Le bassin a été reconstruit en s’inspirant au moins en partie du bâtiment d’origine. La somptueuse verrine qui permet d’illuminer d’une lumière naturelle le bassin couvert est quasiment reproduite à l’identique. Elle apporte une certaine clarté à la piscine. Elle donne aussi l’impression aux baigneurs qu’ils se trouvent dans un lieu d’exception. Les rambardes ont été récupérées et refaçonnées dans les mêmes moules que celle d’origine. Même s’il ne s’agit que d’une reconstruction et non pas d’une restauration, on peut dire qu’ici l’aménagement a été quasiment calqué sur celui qu’avait opéré Lucien Pollet. En tout cas le résultat se veut grandiose et cherche à en mettre plein les yeux.

Un club privé ou la naissance d’un scandale social

Est-ce pour cela que cette piscine art déco ne doit être uniquement réservé qu’à une clientèle fortunée trier sur le volet ? Je ne le crois pas. Le transformer en hôtel de luxe est pour moi une erreur de communication. Ce genre d’endroit aurait dû être accessible à un public large. Les droits d’entrée auraient pu être plus élevés qu’une piscine traditionnelle mais pas aussi prohibitifs que ceux pratiqués actuellement. Cette orientation est proprement scandaleuse. Elle exclut d’emblée la quasi totalité de la population parisienne.

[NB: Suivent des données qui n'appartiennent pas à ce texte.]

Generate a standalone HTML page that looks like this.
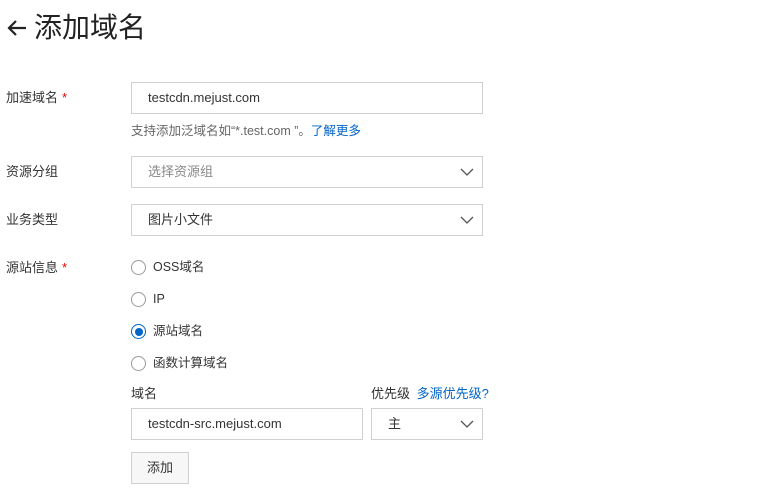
<!DOCTYPE html>
<html><head><meta charset="utf-8"><style>
body{margin:0;width:766px;height:496px;background:#fff;font-family:"Liberation Sans","Noto Sans CJK SC",sans-serif;color:#333;position:relative;overflow:hidden}
.a{position:absolute}
.lbl{position:absolute;left:6px;font-size:13px;color:#333;line-height:16px}
.req{color:#e00;margin-left:4px}
.box{position:absolute;border:1px solid #d0d0d0;box-sizing:border-box;font-size:13px;line-height:30px;padding-left:16px;color:#333}
.chev{position:absolute;right:8px;top:8px}
.r{position:absolute;left:131px;width:13px;height:13px;border:1px solid #999;border-radius:50%;background:#fff}
.rt{position:absolute;left:153px;font-size:12.5px;line-height:16px;color:#333}
a{color:#0064c8;text-decoration:none}
</style></head><body>
<svg class="a" style="left:6px;top:19px" width="22" height="18" viewBox="0 0 22 18"><path d="M20 9H3M10 2L3 9l7 7" stroke="#222" stroke-width="2.2" fill="none"/></svg>
<div class="a" style="left:34px;top:11px;font-size:28px;line-height:34px;color:#222">添加域名</div>

<div class="lbl" style="top:90px">加速域名<span class="req">*</span></div>
<div class="box" style="left:131px;top:82px;width:352px;height:32px">testcdn.mejust.com</div>
<div class="a" style="left:131px;top:123px;font-size:12.5px;color:#666;line-height:16px">支持添加泛域名如“*.test.com ”。<a>了解更多</a></div>

<div class="lbl" style="top:164px">资源分组</div>
<div class="box" style="left:131px;top:156px;width:352px;height:32px;color:#888">选择资源组<svg class="chev" width="14" height="14" viewBox="0 0 14 14"><path d="M1 4l6 6 6-6" stroke="#555" stroke-width="1.3" fill="none"/></svg></div>

<div class="lbl" style="top:212px">业务类型</div>
<div class="box" style="left:131px;top:204px;width:352px;height:32px">图片小文件<svg class="chev" width="14" height="14" viewBox="0 0 14 14"><path d="M1 4l6 6 6-6" stroke="#555" stroke-width="1.3" fill="none"/></svg></div>

<div class="lbl" style="top:260px">源站信息<span class="req">*</span></div>
<div class="r" style="top:260px"></div><div class="rt" style="top:259px">OSS域名</div>
<div class="r" style="top:292px"></div><div class="rt" style="top:291px">IP</div>
<div class="r" style="top:324px;border-color:#0064c8"><div style="position:absolute;left:2.5px;top:2.5px;width:8px;height:8px;border-radius:50%;background:#0064c8"></div></div><div class="rt" style="top:323px">源站域名</div>
<div class="r" style="top:356px"></div><div class="rt" style="top:355px">函数计算域名</div>

<div class="a" style="left:131px;top:386px;font-size:13px;line-height:16px">域名</div>
<div class="a" style="left:371px;top:386px;font-size:13px;line-height:16px">优先级 <a style="margin-left:3px">多源优先级?</a></div>
<div class="box" style="left:131px;top:408px;width:232px;height:32px">testcdn-src.mejust.com</div>
<div class="box" style="left:371px;top:408px;width:112px;height:32px">主<svg class="chev" width="14" height="14" viewBox="0 0 14 14"><path d="M1 4l6 6 6-6" stroke="#555" stroke-width="1.3" fill="none"/></svg></div>
<div class="box" style="left:131px;top:452px;width:58px;height:32px;background:#f7f7f7;padding:0;text-align:center">添加</div>
</body></html>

Pire encore elle fait de ce lieu un club privé réservé qu’à une infime minorité de personne. Ce décalage est proprement scandaleux et inapproprié en cette période de crise. Cette volonté prouve aussi que le projet a échappé à la mairie de Paris. On peut même dire que cette institution a fait une faute de goût. Elle a simplement voulu s’enrichir sur un projet qui aurait pu reposer sur des vertus sociales. Paris manque de structures sportive et le 16ème arrondissement bien que riche ne déroge pas à la règle. La piscine Molitor aurait pu changer la donne mais ce n’est pas le cas. Même si la majorité socialiste n’est pas seule responsable, elle n’a pas non plus choisi un projet social pour garantir l’accès au plus grand nombre à cette piscine. Sans le vouloir ou en connaissance de causes comme le dirait certains cyniques, elle a lancé un projet en contradiction avec ses valeurs d’origine. Ce positionnement apparaît choquant et les parisiens se sentent lésés.